* Begin *

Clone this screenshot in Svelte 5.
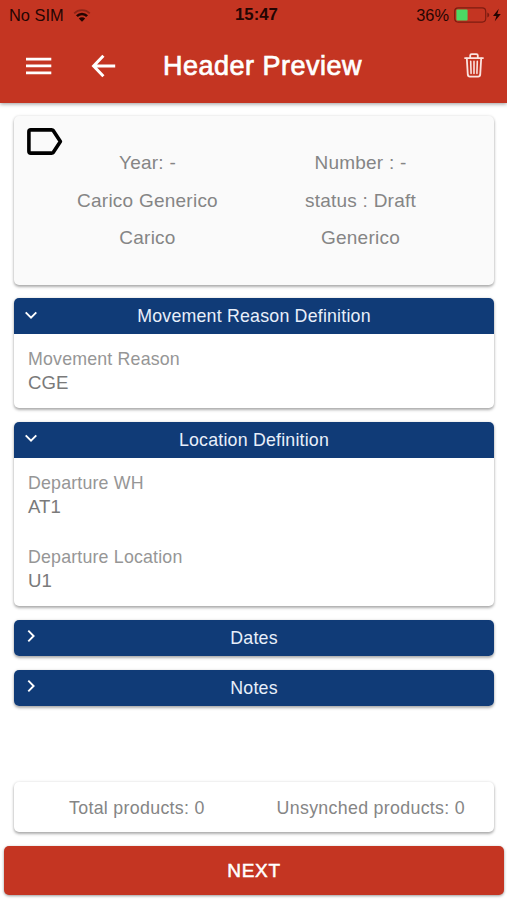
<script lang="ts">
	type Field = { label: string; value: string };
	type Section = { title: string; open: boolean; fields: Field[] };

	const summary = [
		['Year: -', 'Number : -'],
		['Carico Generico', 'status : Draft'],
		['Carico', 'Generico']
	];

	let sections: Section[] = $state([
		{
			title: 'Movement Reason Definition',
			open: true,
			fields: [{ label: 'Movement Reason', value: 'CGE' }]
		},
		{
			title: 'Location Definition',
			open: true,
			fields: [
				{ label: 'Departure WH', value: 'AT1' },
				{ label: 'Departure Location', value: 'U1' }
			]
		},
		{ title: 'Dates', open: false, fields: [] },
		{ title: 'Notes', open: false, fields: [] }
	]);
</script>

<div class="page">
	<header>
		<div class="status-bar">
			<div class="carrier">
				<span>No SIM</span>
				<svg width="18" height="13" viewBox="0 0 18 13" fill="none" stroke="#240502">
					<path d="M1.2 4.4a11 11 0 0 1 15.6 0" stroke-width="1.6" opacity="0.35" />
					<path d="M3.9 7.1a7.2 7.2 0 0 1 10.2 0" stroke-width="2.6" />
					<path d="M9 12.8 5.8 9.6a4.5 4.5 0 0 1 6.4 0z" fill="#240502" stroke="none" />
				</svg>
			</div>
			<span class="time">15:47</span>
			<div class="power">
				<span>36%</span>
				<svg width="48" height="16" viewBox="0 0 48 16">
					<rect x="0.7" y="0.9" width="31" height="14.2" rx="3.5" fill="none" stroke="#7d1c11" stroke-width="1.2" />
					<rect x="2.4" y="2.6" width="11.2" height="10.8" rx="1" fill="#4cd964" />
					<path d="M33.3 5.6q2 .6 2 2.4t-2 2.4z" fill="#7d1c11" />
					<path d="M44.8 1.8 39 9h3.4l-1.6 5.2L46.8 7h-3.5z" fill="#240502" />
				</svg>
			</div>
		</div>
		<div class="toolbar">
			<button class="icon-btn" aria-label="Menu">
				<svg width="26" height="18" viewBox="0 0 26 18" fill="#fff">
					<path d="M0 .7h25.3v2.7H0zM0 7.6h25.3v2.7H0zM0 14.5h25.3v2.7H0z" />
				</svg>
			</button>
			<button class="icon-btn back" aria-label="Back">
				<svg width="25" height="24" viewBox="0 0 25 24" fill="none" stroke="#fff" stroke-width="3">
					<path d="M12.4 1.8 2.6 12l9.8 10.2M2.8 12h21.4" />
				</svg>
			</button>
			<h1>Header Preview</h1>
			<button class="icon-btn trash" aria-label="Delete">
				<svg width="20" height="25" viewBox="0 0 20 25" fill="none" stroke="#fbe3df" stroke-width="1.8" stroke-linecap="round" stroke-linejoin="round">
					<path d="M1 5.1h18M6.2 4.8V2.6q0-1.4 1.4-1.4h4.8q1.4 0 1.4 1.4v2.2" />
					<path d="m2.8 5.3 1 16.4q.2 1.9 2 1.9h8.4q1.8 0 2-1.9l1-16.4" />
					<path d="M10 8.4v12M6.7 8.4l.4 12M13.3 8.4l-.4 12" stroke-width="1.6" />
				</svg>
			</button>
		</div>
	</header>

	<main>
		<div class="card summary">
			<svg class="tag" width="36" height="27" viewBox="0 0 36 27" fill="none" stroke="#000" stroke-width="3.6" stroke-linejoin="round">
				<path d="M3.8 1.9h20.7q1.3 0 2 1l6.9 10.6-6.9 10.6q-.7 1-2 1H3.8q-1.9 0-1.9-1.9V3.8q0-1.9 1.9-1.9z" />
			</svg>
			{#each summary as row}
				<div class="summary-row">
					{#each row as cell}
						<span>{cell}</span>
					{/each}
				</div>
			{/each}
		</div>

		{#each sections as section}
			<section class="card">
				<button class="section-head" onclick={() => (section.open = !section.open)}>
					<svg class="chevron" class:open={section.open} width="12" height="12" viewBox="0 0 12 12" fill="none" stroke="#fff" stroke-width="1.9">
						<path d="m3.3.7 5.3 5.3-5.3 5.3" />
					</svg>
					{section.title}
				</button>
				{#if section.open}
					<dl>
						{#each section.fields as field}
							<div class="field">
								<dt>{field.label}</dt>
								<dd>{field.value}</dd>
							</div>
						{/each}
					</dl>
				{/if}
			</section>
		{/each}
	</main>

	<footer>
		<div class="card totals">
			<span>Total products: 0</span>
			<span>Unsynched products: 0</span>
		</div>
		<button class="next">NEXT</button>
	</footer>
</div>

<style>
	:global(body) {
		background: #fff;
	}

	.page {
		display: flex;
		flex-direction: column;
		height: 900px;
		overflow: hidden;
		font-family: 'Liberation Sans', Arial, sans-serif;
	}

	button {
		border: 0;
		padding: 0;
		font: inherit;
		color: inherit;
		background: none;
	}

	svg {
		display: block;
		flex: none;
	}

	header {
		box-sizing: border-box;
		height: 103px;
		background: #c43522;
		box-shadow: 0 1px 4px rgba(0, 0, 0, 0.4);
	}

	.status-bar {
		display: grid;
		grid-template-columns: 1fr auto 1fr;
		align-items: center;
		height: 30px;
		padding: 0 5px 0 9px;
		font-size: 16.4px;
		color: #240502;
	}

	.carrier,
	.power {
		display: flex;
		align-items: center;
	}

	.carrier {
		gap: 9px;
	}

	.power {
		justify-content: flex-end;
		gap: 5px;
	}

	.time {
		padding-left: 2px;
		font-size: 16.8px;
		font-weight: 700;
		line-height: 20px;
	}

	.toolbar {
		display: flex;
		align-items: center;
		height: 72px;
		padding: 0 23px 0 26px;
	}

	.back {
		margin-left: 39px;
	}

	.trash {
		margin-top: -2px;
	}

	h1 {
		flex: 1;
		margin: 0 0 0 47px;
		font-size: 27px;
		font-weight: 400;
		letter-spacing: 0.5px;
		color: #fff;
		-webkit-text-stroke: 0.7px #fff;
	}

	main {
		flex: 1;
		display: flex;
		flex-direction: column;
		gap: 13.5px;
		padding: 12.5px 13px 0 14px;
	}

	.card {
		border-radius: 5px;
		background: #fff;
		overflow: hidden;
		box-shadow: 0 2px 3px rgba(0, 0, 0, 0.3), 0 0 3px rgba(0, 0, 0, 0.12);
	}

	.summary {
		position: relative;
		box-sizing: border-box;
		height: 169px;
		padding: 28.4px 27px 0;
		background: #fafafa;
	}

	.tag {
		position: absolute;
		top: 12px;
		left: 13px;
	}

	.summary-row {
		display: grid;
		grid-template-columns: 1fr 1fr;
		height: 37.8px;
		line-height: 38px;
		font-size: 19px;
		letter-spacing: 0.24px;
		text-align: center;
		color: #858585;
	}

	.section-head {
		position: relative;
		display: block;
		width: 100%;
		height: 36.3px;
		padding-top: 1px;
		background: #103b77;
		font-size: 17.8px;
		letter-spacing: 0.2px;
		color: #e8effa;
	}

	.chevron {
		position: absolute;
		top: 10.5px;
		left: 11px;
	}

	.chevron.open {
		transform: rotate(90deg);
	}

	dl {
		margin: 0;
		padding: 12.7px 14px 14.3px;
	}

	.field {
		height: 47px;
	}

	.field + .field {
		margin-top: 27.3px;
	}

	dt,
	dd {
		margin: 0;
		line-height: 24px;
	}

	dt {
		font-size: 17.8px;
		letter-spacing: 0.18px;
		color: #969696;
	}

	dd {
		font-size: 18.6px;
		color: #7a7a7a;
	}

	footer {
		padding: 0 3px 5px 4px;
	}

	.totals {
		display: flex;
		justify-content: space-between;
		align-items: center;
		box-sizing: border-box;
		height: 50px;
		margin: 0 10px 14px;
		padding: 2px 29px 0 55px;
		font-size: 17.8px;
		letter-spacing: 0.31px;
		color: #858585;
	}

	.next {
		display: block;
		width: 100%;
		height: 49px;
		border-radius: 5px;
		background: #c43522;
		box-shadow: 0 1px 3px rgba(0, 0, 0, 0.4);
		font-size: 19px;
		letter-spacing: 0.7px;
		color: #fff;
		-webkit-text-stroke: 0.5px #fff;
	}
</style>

* End *

Quote, exactly and only, the lines from the first line of the data above through the line containing "string; open: boolean;". The pictures do not belong in it.

▸ Output for this task:
Clone this screenshot in Svelte 5.
<script lang="ts">
	type Field = { label: string; value: string };
	type Section = { title: string; open: boolean; fields: Field[] };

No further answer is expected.